# Task instructions
Write every record out again exactly as given.

# Given records
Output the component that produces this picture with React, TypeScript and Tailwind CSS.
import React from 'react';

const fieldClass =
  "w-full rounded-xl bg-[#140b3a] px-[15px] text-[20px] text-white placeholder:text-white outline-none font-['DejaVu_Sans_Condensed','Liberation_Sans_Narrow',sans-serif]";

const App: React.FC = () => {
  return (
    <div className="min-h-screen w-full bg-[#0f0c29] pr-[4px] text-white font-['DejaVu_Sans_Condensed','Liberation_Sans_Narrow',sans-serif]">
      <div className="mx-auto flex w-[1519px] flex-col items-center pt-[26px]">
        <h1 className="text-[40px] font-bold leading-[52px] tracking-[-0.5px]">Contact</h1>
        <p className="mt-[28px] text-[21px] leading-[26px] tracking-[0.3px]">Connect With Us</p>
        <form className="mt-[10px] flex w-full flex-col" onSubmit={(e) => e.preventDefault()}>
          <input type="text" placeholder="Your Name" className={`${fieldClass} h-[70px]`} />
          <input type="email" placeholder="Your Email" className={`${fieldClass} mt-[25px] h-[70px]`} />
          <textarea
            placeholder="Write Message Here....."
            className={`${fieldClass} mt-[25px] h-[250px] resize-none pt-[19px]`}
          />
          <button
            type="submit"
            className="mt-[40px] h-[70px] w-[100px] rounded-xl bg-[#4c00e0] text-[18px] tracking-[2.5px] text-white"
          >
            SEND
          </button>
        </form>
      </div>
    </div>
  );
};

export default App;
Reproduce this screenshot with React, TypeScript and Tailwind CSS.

# Written answer
Output the component that produces this picture with React, TypeScript and Tailwind CSS.
import React from 'react';

const fieldClass =
  "w-full rounded-xl bg-[#140b3a] px-[15px] text-[20px] text-white placeholder:text-white outline-none font-['DejaVu_Sans_Condensed','Liberation_Sans_Narrow',sans-serif]";

const App: React.FC = () => {
  return (
    <div className="min-h-screen w-full bg-[#0f0c29] pr-[4px] text-white font-['DejaVu_Sans_Condensed','Liberation_Sans_Narrow',sans-serif]">
      <div className="mx-auto flex w-[1519px] flex-col items-center pt-[26px]">
        <h1 className="text-[40px] font-bold leading-[52px] tracking-[-0.5px]">Contact</h1>
        <p className="mt-[28px] text-[21px] leading-[26px] tracking-[0.3px]">Connect With Us</p>
        <form className="mt-[10px] flex w-full flex-col" onSubmit={(e) => e.preventDefault()}>
          <input type="text" placeholder="Your Name" className={`${fieldClass} h-[70px]`} />
          <input type="email" placeholder="Your Email" className={`${fieldClass} mt-[25px] h-[70px]`} />
          <textarea
            placeholder="Write Message Here....."
            className={`${fieldClass} mt-[25px] h-[250px] resize-none pt-[19px]`}
          />
          <button
            type="submit"
            className="mt-[40px] h-[70px] w-[100px] rounded-xl bg-[#4c00e0] text-[18px] tracking-[2.5px] text-white"
          >
            SEND
          </button>
        </form>
      </div>
    </div>
  );
};

export default App;
Reproduce this screenshot with React, TypeScript and Tailwind CSS.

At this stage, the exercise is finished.